Magazine Cinema
Blue Jasmine
(Usa 2013, 98 min., col., drammatico)
Compatto, sobrio, sincero e umano. Woody Allen, in Blue Jasmine, ritrova quel dualismo fra uomo e donna a lui caro, composto di cinismo, sarcasmo e dramma.
Jasmine (Cate Blanchett) aveva tutto, una vita agiata grazie ai soldi del marito Hal (Alec Baldwin). Insomma, una borghese newyorkese arricchita. Un giorno tutto va a rotoli e Jasmine crolla e si ritrova in crisi. Si rifugia a San Francisco dalla sorella Ginger (Sally Hawkins) per rincominciare la propria vita, peccato però che la nuova realtà sociale non sarà esattamente quella a lei nota.
È da Midnight in Paris che il buon vecchio Woody Allen non riusciva a portare un suo film al di là della sufficienza.
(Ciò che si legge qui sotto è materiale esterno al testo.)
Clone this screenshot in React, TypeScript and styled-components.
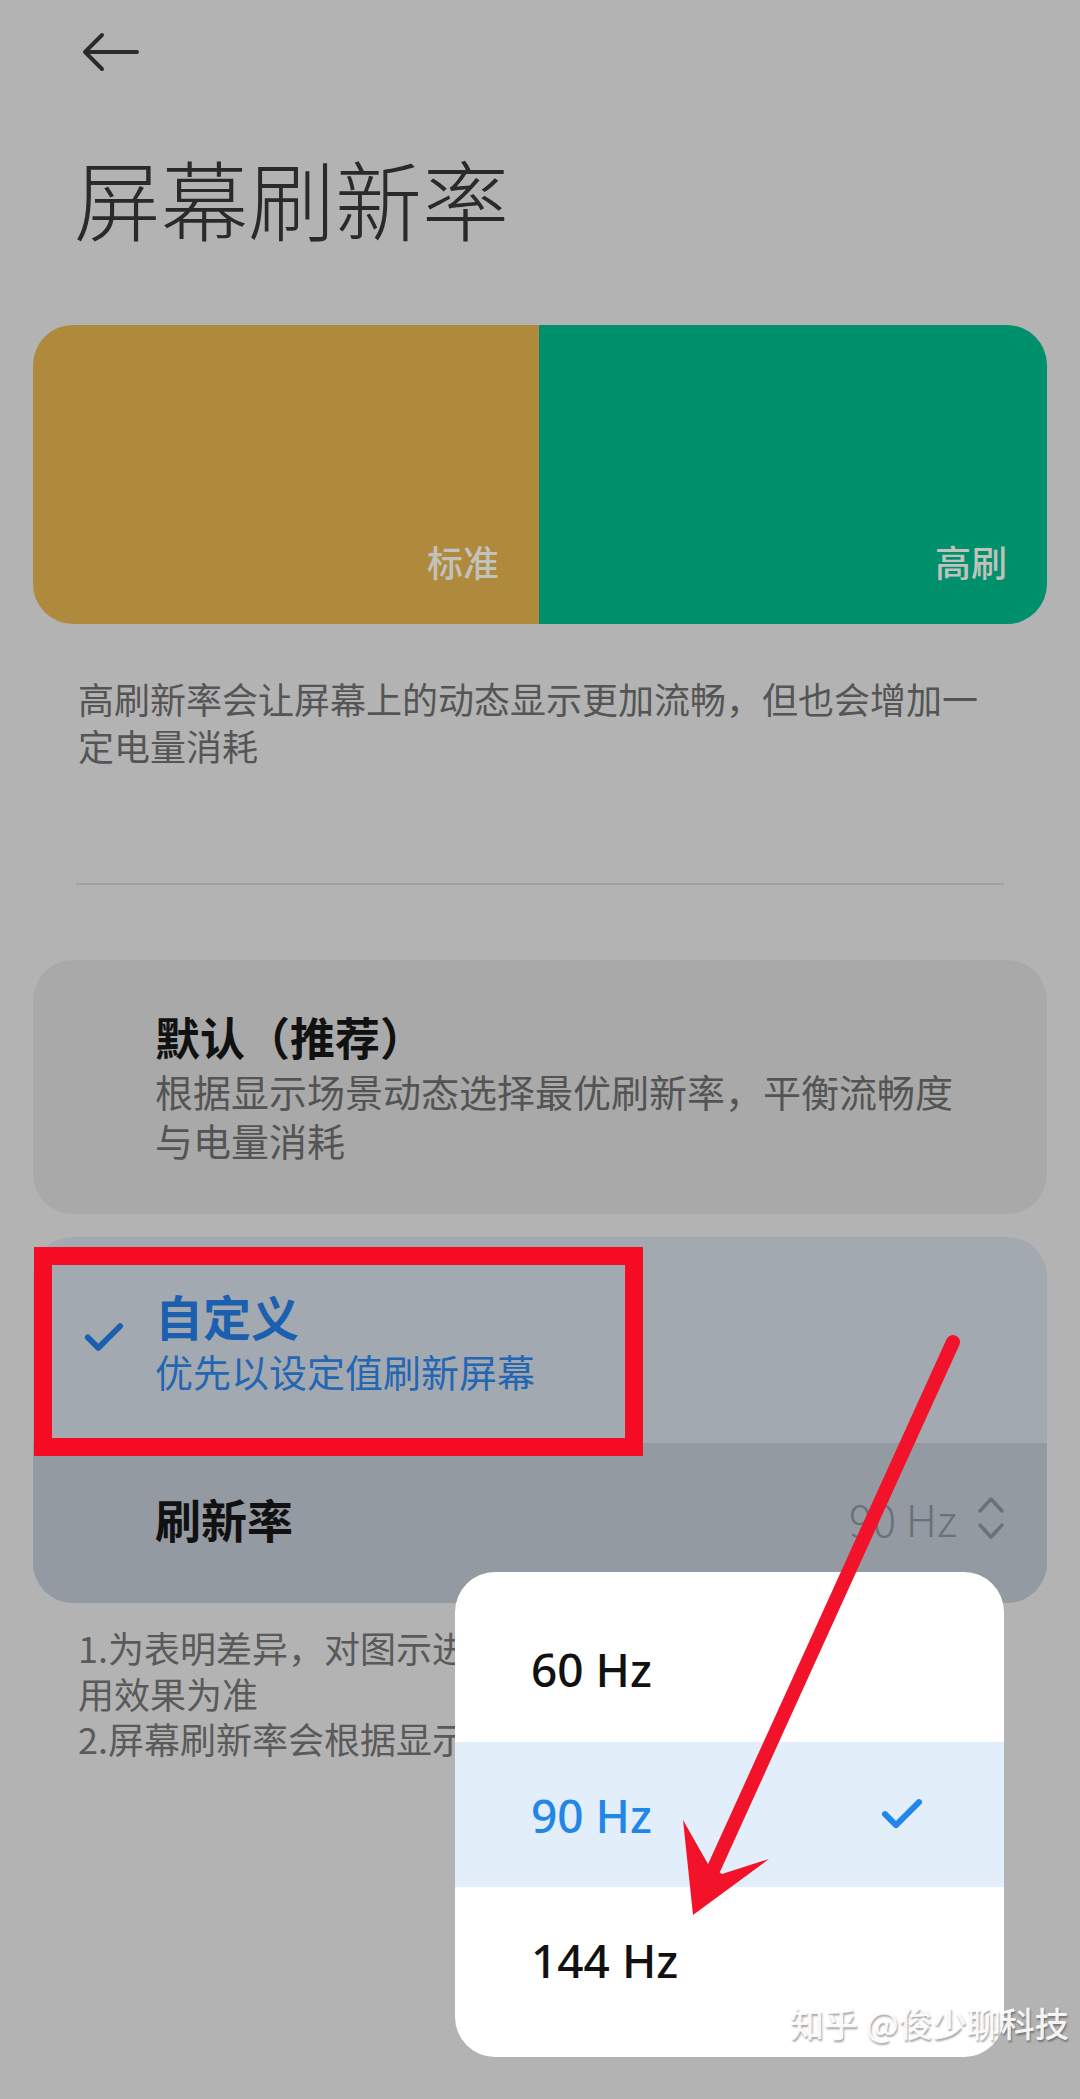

Forse l’età, forse l’instancabile lavoratore che è in lui (sforna un film una volta l’anno), ma ultimamente continuava a confermare la maledizione (non dello “scorpione di Giada”): un film sì e uno (o due) no. Dopo la parentesi romana, tentiamo di dimenticarla, Allen torna negli States e realizza un’ottima pellicola: Blue Jasmine.
Quando si guarda una sua pellicola, si tenta sempre di scovare dove si nasconde il personaggio maschile che sostituisce il logorroico, sarcastico, pungente, ma soprattutto ansiogeno, ipocondriaco e isterico Allen degli esordi. In Blue Jasmine non lo si trova. Hal? Il compagno di Ginger, Chili (Bobby Cannavale)? No, non rappresentano le caratteristiche di Allen. Si potrebbe pensare, allora, che il regista non compaia come accadde nell’ottimo Vicky Cristina Barcelona. In realtà, non è proprio così. L’errore risiede, infatti, nel cercare Allen in un personaggio maschile o non cercarlo del tutto. Woody può essere trovato, eccezionalmente, in Jasmine. Il personaggio interpretato da Cate Blanchett, infatti, si presenta in aereo sfornando una logorrea d’informazioni sulla sua vita a una perfetta sconosciuta. È ansiogena, ipocondriaca e colpita da una moltitudine di eventi.
Quindi, se da un lato si ritrova il carattere del regista in Jasmine, dall’altro lato si va oltre Allen. Banalmente, si è di fronte a una donna e non a un uomo: primo aspetto. In secondo luogo, sebbene Jasmine rappresenti i malanni di Woody Allen fin dal suo esordio, questi sono più profondi e ancorati di quelli presenti nei personaggi “alleniani”. Ecco perché la pellicola non è solo una commedia, ma è anche un dramma. È vero che Jasmine fa un po’ la vittima (livello Allen), ma lei è anche malata veramente (altro livello). Ecco perché l’ultima pellicola del cineasta risulta meno superficiale delle ultime, più profonda e sincera, realizzando un ottimo ritratto della psiche femminile pur essendo un uomo: in Jasmine c’è un po’ di Woody Allen e un po’ di qualcosa d’altro, l’aspetto femminile per l’appunto.
Un capitolo a parte per Cate Blanchett. Senza di lei, il film non sarebbe un granché. È lei che tiene alto il ritmo della commedia. La sua recitazione è impeccabile, passa dall’euforia alla sonnolenza da farmaco, da uno stile “noblesse oblige” all’isteria compulsiva. Insomma, una vera prova d’attore. Da Oscar? Perché no.